[Objective]
Exactly as written, quote every line that follows, skipping the images.

+ + + +

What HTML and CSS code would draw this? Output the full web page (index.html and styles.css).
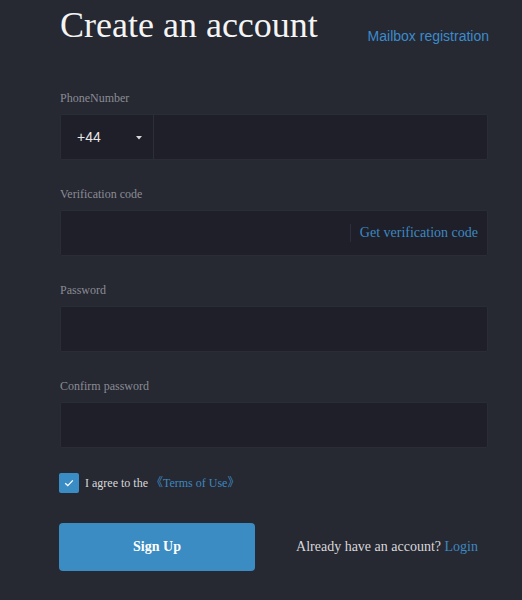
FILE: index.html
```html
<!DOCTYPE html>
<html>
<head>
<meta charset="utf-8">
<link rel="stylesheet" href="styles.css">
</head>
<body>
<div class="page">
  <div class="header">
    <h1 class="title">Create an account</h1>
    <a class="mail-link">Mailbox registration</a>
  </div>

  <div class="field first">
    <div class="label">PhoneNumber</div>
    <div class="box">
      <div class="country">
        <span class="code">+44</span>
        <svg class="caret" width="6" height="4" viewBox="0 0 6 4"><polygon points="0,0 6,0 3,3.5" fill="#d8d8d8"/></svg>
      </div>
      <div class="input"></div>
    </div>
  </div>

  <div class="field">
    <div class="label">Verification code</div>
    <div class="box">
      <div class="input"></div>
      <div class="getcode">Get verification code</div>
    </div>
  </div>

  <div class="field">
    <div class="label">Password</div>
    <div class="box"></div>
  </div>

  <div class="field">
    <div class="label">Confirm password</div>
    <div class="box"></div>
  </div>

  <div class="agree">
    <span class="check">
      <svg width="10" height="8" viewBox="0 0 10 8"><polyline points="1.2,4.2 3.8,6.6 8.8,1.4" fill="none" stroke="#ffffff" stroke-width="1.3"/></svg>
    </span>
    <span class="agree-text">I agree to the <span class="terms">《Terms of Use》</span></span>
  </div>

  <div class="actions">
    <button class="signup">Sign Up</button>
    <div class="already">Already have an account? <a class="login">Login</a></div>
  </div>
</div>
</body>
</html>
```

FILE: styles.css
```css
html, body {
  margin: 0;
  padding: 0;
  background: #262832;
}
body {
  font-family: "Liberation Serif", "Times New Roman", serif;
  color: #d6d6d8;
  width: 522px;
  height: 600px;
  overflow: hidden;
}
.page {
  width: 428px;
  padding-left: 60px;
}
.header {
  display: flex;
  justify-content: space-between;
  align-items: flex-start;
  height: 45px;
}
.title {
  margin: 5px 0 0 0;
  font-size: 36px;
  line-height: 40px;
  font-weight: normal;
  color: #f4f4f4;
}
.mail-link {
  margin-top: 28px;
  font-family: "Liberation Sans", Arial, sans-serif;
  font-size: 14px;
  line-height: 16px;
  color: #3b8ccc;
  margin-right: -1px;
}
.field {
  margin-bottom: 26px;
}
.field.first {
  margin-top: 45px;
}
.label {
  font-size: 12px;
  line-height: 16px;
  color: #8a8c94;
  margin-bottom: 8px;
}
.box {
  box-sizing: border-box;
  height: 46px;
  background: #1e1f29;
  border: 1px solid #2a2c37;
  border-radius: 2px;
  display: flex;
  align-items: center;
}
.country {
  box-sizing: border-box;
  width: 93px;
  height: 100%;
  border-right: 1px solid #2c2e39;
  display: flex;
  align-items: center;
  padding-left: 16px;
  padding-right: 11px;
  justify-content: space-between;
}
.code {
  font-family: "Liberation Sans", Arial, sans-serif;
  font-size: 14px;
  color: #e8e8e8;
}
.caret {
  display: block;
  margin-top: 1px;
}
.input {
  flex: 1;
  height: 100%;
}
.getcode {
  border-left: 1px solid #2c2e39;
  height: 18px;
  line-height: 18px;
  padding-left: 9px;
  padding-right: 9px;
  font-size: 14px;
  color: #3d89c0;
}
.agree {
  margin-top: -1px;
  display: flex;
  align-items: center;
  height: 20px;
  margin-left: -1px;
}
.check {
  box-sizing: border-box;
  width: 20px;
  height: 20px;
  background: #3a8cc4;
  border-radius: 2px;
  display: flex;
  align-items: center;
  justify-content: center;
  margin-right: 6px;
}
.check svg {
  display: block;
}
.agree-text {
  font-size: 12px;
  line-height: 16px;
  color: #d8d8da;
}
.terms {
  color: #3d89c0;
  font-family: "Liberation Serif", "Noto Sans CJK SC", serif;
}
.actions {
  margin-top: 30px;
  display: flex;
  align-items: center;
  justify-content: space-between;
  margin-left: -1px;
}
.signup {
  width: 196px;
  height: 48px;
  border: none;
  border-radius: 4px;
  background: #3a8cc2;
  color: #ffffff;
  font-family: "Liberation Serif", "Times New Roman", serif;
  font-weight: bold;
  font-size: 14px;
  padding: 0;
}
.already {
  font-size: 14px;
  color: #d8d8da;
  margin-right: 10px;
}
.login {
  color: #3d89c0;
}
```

+ + + +

[Expected answer]
What HTML and CSS code would draw this? Output the full web page (index.html and styles.css).
FILE: index.html
```html
<!DOCTYPE html>
<html>
<head>
<meta charset="utf-8">
<link rel="stylesheet" href="styles.css">
</head>
<body>
<div class="page">
  <div class="header">
    <h1 class="title">Create an account</h1>
    <a class="mail-link">Mailbox registration</a>
  </div>

  <div class="field first">
    <div class="label">PhoneNumber</div>
    <div class="box">
      <div class="country">
        <span class="code">+44</span>
        <svg class="caret" width="6" height="4" viewBox="0 0 6 4"><polygon points="0,0 6,0 3,3.5" fill="#d8d8d8"/></svg>
      </div>
      <div class="input"></div>
    </div>
  </div>

  <div class="field">
    <div class="label">Verification code</div>
    <div class="box">
      <div class="input"></div>
      <div class="getcode">Get verification code</div>
    </div>
  </div>

  <div class="field">
    <div class="label">Password</div>
    <div class="box"></div>
  </div>

  <div class="field">
    <div class="label">Confirm password</div>
    <div class="box"></div>
  </div>

  <div class="agree">
    <span class="check">
      <svg width="10" height="8" viewBox="0 0 10 8"><polyline points="1.2,4.2 3.8,6.6 8.8,1.4" fill="none" stroke="#ffffff" stroke-width="1.3"/></svg>
    </span>
    <span class="agree-text">I agree to the <span class="terms">《Terms of Use》</span></span>
  </div>

  <div class="actions">
    <button class="signup">Sign Up</button>
    <div class="already">Already have an account? <a class="login">Login</a></div>
  </div>
</div>
</body>
</html>
```

FILE: styles.css
```css
html, body {
  margin: 0;
  padding: 0;
  background: #262832;
}
body {
  font-family: "Liberation Serif", "Times New Roman", serif;
  color: #d6d6d8;
  width: 522px;
  height: 600px;
  overflow: hidden;
}
.page {
  width: 428px;
  padding-left: 60px;
}
.header {
  display: flex;
  justify-content: space-between;
  align-items: flex-start;
  height: 45px;
}
.title {
  margin: 5px 0 0 0;
  font-size: 36px;
  line-height: 40px;
  font-weight: normal;
  color: #f4f4f4;
}
.mail-link {
  margin-top: 28px;
  font-family: "Liberation Sans", Arial, sans-serif;
  font-size: 14px;
  line-height: 16px;
  color: #3b8ccc;
  margin-right: -1px;
}
.field {
  margin-bottom: 26px;
}
.field.first {
  margin-top: 45px;
}
.label {
  font-size: 12px;
  line-height: 16px;
  color: #8a8c94;
  margin-bottom: 8px;
}
.box {
  box-sizing: border-box;
  height: 46px;
  background: #1e1f29;
  border: 1px solid #2a2c37;
  border-radius: 2px;
  display: flex;
  align-items: center;
}
.country {
  box-sizing: border-box;
  width: 93px;
  height: 100%;
  border-right: 1px solid #2c2e39;
  display: flex;
  align-items: center;
  padding-left: 16px;
  padding-right: 11px;
  justify-content: space-between;
}
.code {
  font-family: "Liberation Sans", Arial, sans-serif;
  font-size: 14px;
  color: #e8e8e8;
}
.caret {
  display: block;
  margin-top: 1px;
}
.input {
  flex: 1;
  height: 100%;
}
.getcode {
  border-left: 1px solid #2c2e39;
  height: 18px;
  line-height: 18px;
  padding-left: 9px;
  padding-right: 9px;
  font-size: 14px;
  color: #3d89c0;
}
.agree {
  margin-top: -1px;
  display: flex;
  align-items: center;
  height: 20px;
  margin-left: -1px;
}
.check {
  box-sizing: border-box;
  width: 20px;
  height: 20px;
  background: #3a8cc4;
  border-radius: 2px;
  display: flex;
  align-items: center;
  justify-content: center;
  margin-right: 6px;
}
.check svg {
  display: block;
}
.agree-text {
  font-size: 12px;
  line-height: 16px;
  color: #d8d8da;
}
.terms {
  color: #3d89c0;
  font-family: "Liberation Serif", "Noto Sans CJK SC", serif;
}
.actions {
  margin-top: 30px;
  display: flex;
  align-items: center;
  justify-content: space-between;
  margin-left: -1px;
}
.signup {
  width: 196px;
  height: 48px;
  border: none;
  border-radius: 4px;
  background: #3a8cc2;
  color: #ffffff;
  font-family: "Liberation Serif", "Times New Roman", serif;
  font-weight: bold;
  font-size: 14px;
  padding: 0;
}
.already {
  font-size: 14px;
  color: #d8d8da;
  margin-right: 10px;
}
.login {
  color: #3d89c0;
}
```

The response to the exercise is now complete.